After turning alittle northwards I arrived at Perth and was supprised that the campsite had a sign: “closed for the winter!” I asked if I could stay in a corner for the night and was told the site had been allocated to some travelers until July. I then went to a nearby Christian retreat centre and they said they only take room bookings. In the end another campsite was found next to a racecourse, and although very clean and modern, I felt alittle out of place with the many families and older couples in thier motor homes and caravans.
I then traveled northwards along the river Tay arriving at the valley town of Dunkeld. The old bridge welcomed me to a street of people talking happily in the warm sunshine. On the left was the cathedral, partly in ruins, with some grand trees and well mown lawns surrounding it. In fact St Columba’s relics were brought here to keep them safe and since then has attracted pilgrims to the place.
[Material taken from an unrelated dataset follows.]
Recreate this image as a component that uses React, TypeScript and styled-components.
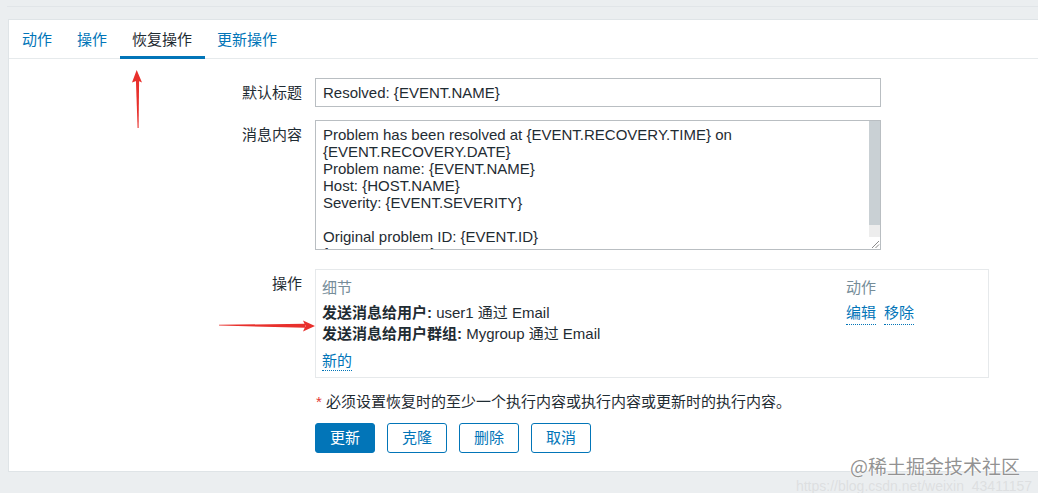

The next day I continued up the wooded valley (Tay forest park area) which opened out to area of fields for crop farming mainly. There was an old viaduct which had a large sign that read “Community owned” at the front. It was a single track construction, built in 1865 and was saved from possible decay in recent years. (Logierait Viaduct) Then the following day continued along the river heading more westwards to the town of Kenmore and Loch Tay. I was quite taken aback by the grandness of the place and cycling along the quieter road marked for cyclists reminded me of Swiss alpine lake setting. The hills had now turned to mountains of the central highlands and there was a more colder chill in the air. Then next morning I looked out of my tent to a frosty field with the sun line slowly move towards me. There was something there that made God seem bigger and closer than I had expected.
From there I rode to Crianlarich, and on the next morning rode to nearest church for the psalm Sunday service. There was a friendly welcome and I was given a psalm cross and a cup of tea at the end. There were lots of questions about where I had come from and going to, and it seemed funny listening to the story of Jesus on the donkey? Then from there I headed along the river Orchy, as suggested by a member to the village of Dalmally. This was the berth place of former labour leader John Smith and apart from the busy A85 road running through, seemed very quite and non touristy.
To conclude this section, I continued westwards along Loch Awe, stopping by an unusual building on the roadside: “St Conan’s Kirk”. It is infact a church that was built in grand Victorian style, after the first train line and near by station had been setup. They wanted something less conventional and included cloisters with timbers from a war ship, that looked quite rustic and vines molded into the lead roof. Then continuing a few miles past the loch, I took a quiet road from Taynuilt through farms dotted with sheep and highland cattle ending at the hustle and bustle of Oban by 3pm.